PROBLEM DESCRIPTION:
Take every line from the listing below that contains "index".

TASK DATA:
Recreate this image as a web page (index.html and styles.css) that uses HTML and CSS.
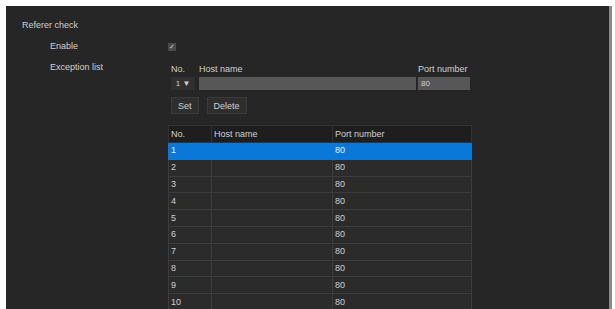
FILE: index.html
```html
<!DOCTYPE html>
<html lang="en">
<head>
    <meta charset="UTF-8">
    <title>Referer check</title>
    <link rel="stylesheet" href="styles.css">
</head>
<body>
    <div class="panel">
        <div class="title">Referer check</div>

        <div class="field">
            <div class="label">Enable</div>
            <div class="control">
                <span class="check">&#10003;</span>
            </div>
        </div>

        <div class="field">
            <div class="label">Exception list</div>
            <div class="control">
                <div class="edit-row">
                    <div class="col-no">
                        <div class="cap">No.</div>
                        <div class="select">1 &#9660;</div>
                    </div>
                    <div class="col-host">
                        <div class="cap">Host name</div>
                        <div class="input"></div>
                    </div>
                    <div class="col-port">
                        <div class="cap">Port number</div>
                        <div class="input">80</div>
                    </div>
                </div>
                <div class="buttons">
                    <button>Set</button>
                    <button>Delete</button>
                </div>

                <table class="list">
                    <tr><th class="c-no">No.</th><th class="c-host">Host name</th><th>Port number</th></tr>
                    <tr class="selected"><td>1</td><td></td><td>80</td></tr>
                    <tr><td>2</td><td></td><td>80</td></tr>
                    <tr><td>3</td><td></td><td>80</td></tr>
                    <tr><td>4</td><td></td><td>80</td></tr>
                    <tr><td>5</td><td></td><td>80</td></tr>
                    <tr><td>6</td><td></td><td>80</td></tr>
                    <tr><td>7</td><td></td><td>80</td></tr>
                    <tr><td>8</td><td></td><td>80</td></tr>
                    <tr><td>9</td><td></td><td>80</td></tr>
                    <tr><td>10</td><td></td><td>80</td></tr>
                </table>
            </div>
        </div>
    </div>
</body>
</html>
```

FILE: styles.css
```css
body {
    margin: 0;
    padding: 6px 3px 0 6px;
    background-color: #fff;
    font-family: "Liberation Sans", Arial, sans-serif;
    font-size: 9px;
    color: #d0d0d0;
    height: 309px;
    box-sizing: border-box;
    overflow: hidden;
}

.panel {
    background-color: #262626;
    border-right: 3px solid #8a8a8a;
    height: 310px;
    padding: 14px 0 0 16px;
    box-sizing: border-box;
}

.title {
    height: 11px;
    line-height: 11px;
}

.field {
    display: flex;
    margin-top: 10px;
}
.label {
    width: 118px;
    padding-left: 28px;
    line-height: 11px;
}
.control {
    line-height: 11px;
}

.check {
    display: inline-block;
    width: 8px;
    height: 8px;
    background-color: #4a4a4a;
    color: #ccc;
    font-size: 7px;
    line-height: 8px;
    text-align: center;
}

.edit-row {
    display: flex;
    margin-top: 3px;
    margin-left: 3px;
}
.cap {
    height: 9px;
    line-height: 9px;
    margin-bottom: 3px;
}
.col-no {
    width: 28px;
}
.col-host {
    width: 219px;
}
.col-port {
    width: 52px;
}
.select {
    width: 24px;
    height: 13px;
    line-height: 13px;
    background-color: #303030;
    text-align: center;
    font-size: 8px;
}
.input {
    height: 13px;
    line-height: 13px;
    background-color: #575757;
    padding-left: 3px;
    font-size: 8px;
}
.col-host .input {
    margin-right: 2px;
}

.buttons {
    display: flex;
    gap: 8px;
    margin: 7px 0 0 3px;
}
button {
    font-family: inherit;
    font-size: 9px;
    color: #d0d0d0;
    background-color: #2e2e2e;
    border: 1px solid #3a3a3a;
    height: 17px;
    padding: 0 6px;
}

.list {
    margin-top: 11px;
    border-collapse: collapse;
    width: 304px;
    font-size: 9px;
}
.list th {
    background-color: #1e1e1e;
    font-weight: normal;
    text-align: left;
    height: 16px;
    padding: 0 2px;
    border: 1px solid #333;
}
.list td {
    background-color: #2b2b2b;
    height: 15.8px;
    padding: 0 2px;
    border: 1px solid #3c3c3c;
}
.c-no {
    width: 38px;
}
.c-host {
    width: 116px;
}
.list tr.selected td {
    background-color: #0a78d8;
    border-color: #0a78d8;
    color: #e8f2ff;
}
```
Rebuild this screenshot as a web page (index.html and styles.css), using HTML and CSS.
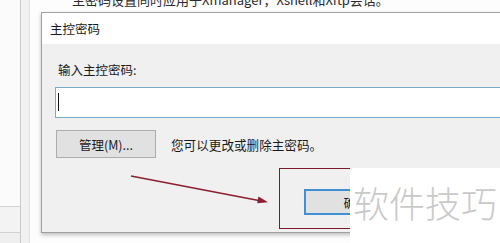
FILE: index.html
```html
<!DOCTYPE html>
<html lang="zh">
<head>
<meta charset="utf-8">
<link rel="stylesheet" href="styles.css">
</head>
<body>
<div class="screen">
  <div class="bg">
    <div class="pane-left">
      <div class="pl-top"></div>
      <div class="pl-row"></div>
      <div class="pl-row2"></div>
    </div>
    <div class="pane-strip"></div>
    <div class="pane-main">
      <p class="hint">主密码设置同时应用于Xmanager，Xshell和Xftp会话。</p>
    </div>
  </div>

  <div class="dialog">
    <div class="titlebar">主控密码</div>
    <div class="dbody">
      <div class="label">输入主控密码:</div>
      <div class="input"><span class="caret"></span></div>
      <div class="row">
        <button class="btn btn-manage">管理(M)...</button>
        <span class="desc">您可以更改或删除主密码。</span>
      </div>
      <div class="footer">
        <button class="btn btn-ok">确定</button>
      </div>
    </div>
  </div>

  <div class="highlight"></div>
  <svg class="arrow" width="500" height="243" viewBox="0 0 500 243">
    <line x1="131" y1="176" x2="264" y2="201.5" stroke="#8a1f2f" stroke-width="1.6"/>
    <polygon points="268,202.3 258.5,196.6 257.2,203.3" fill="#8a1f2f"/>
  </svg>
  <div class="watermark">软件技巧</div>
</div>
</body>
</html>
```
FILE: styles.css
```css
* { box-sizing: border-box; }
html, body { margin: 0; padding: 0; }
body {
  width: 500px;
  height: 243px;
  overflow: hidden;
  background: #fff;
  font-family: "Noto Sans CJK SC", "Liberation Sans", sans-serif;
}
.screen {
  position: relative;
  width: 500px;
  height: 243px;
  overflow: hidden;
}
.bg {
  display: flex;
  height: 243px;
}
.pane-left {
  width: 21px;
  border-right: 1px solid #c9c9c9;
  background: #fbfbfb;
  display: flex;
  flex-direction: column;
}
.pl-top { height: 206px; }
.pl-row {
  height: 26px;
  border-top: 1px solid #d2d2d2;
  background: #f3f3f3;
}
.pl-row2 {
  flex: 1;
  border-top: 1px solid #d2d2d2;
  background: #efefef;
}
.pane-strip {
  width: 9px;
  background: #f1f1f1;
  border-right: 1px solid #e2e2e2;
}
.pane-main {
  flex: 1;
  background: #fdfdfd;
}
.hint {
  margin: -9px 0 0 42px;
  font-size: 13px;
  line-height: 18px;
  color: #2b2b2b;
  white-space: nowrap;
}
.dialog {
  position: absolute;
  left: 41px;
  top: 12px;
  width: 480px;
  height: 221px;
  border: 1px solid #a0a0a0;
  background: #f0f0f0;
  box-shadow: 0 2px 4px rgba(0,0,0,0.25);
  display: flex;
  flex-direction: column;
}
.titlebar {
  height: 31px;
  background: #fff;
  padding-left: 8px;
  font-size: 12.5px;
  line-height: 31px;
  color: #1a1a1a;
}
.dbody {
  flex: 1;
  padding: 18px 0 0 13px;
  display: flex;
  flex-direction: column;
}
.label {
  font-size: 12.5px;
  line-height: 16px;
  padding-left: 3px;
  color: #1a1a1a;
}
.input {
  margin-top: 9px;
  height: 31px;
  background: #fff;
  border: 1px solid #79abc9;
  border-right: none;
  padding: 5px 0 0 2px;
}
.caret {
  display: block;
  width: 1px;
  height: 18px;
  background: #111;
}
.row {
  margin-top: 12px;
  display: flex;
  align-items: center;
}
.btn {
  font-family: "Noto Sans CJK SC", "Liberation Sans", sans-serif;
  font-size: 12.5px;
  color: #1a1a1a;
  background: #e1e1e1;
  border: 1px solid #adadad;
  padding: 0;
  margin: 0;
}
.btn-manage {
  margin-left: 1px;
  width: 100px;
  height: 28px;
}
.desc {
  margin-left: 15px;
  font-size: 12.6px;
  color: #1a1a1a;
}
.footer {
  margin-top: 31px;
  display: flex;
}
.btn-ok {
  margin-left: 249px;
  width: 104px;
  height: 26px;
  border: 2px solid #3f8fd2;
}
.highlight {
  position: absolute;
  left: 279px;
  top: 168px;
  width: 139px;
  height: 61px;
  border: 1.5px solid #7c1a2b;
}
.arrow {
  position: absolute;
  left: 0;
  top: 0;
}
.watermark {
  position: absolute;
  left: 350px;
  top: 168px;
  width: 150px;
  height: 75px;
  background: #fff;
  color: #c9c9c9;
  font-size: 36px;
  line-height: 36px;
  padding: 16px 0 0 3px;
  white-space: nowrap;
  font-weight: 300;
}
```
* * *
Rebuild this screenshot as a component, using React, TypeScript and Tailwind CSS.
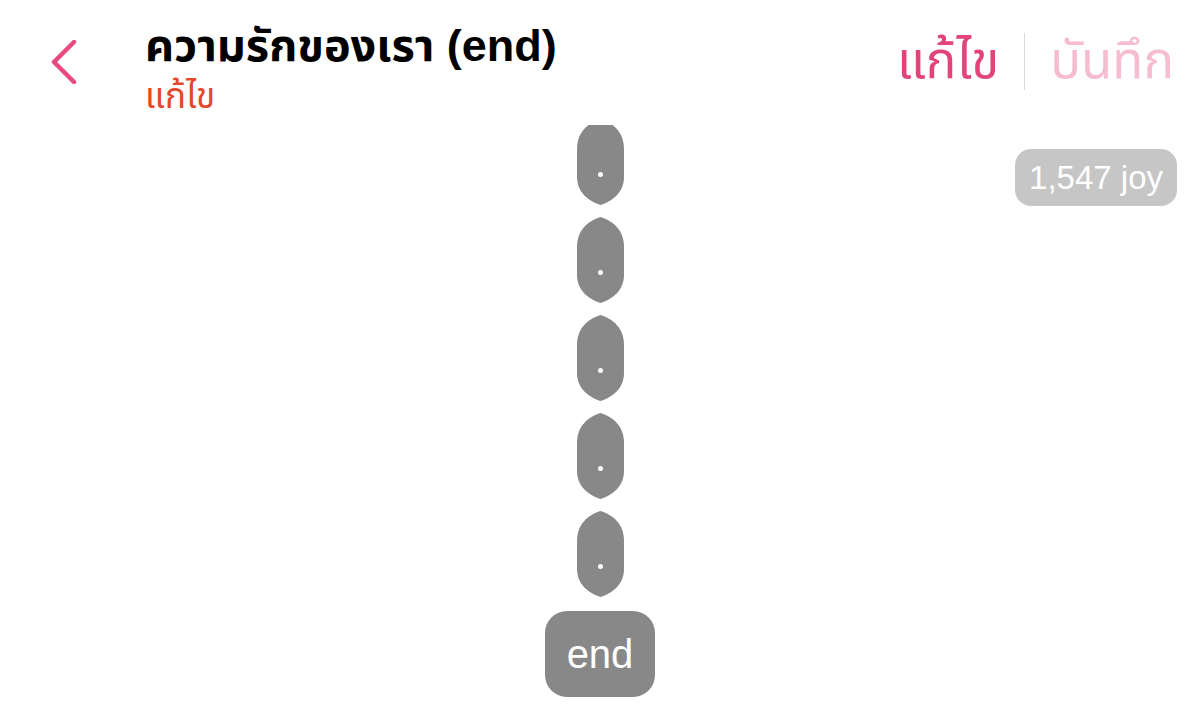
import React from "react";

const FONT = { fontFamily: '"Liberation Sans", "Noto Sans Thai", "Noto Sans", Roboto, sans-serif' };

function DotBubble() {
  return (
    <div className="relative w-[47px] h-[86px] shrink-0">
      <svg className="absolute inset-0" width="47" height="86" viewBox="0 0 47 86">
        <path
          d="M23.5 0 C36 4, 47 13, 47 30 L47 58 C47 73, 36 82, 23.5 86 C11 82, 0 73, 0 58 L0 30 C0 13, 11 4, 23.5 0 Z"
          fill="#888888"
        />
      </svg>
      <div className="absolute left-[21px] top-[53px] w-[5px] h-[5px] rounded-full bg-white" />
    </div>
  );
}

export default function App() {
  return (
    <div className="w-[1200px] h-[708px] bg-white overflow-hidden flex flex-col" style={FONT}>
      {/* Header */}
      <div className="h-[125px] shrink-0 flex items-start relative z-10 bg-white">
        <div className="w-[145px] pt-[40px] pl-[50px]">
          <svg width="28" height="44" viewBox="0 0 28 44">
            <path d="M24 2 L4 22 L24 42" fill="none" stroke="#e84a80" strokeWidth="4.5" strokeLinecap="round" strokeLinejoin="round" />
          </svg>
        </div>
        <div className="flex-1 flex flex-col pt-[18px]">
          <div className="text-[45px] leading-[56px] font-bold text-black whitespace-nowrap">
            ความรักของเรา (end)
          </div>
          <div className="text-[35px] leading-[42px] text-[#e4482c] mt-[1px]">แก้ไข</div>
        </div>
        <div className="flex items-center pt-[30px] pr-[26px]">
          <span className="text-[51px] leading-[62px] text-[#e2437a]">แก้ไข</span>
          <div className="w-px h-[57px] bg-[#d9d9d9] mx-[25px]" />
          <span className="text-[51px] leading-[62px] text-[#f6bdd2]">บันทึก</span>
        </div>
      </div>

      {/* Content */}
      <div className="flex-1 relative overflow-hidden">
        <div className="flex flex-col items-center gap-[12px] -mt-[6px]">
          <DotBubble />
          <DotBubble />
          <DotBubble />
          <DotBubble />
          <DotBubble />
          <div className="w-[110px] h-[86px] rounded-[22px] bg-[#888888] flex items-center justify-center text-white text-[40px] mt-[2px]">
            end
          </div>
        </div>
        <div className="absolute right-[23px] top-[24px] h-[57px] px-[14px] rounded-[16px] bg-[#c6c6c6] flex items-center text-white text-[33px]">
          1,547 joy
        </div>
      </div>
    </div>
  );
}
---
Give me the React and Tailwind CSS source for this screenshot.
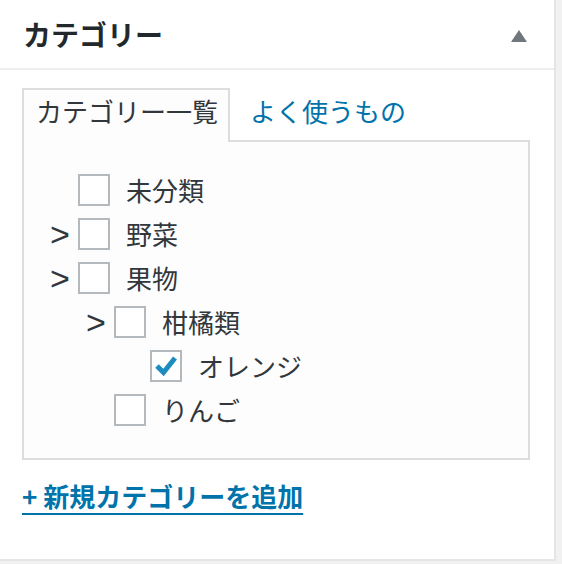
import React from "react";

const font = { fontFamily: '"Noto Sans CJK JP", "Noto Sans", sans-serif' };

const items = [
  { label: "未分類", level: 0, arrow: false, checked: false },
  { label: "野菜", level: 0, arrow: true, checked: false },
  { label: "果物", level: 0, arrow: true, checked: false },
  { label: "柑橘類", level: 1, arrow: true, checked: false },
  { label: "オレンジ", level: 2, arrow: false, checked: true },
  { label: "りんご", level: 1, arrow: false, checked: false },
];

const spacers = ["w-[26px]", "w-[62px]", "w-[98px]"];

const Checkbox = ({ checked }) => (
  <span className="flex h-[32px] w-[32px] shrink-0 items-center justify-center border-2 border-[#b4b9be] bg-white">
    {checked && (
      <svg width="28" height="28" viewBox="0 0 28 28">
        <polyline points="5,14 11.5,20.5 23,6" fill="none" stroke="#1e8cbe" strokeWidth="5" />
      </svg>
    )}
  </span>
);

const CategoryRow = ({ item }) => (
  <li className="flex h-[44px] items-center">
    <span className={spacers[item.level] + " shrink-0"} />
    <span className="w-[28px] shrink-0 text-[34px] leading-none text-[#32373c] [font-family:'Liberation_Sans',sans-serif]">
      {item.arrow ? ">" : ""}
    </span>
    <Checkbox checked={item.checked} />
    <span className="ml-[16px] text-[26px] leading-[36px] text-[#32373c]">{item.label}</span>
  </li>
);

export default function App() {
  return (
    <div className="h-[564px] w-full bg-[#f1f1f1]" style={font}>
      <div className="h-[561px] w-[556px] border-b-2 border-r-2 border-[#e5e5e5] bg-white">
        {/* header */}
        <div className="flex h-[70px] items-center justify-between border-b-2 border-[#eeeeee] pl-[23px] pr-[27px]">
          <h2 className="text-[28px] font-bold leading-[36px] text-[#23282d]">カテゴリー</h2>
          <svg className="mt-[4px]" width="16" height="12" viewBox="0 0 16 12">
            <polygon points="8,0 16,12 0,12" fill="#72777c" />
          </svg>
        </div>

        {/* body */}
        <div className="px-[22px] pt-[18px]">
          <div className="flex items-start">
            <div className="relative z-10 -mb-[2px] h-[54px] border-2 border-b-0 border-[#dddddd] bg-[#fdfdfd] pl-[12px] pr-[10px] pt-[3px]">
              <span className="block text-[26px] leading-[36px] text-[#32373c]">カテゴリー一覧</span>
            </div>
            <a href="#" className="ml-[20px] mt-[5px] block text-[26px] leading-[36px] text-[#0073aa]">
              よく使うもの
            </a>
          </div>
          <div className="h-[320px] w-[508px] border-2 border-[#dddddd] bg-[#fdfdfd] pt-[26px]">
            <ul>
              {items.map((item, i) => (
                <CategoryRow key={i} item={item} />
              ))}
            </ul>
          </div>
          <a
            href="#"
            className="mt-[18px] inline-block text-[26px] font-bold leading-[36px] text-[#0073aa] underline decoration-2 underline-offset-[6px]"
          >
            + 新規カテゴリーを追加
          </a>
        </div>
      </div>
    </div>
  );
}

SOLUTION FOR THIS PROBLEM:
Recreate this image as a web page (index.html and styles.css) that uses HTML and CSS.
FILE: index.html
Rebuild this screenshot as a web page (index.html and styles.css), using HTML and CSS.
FILE: index.html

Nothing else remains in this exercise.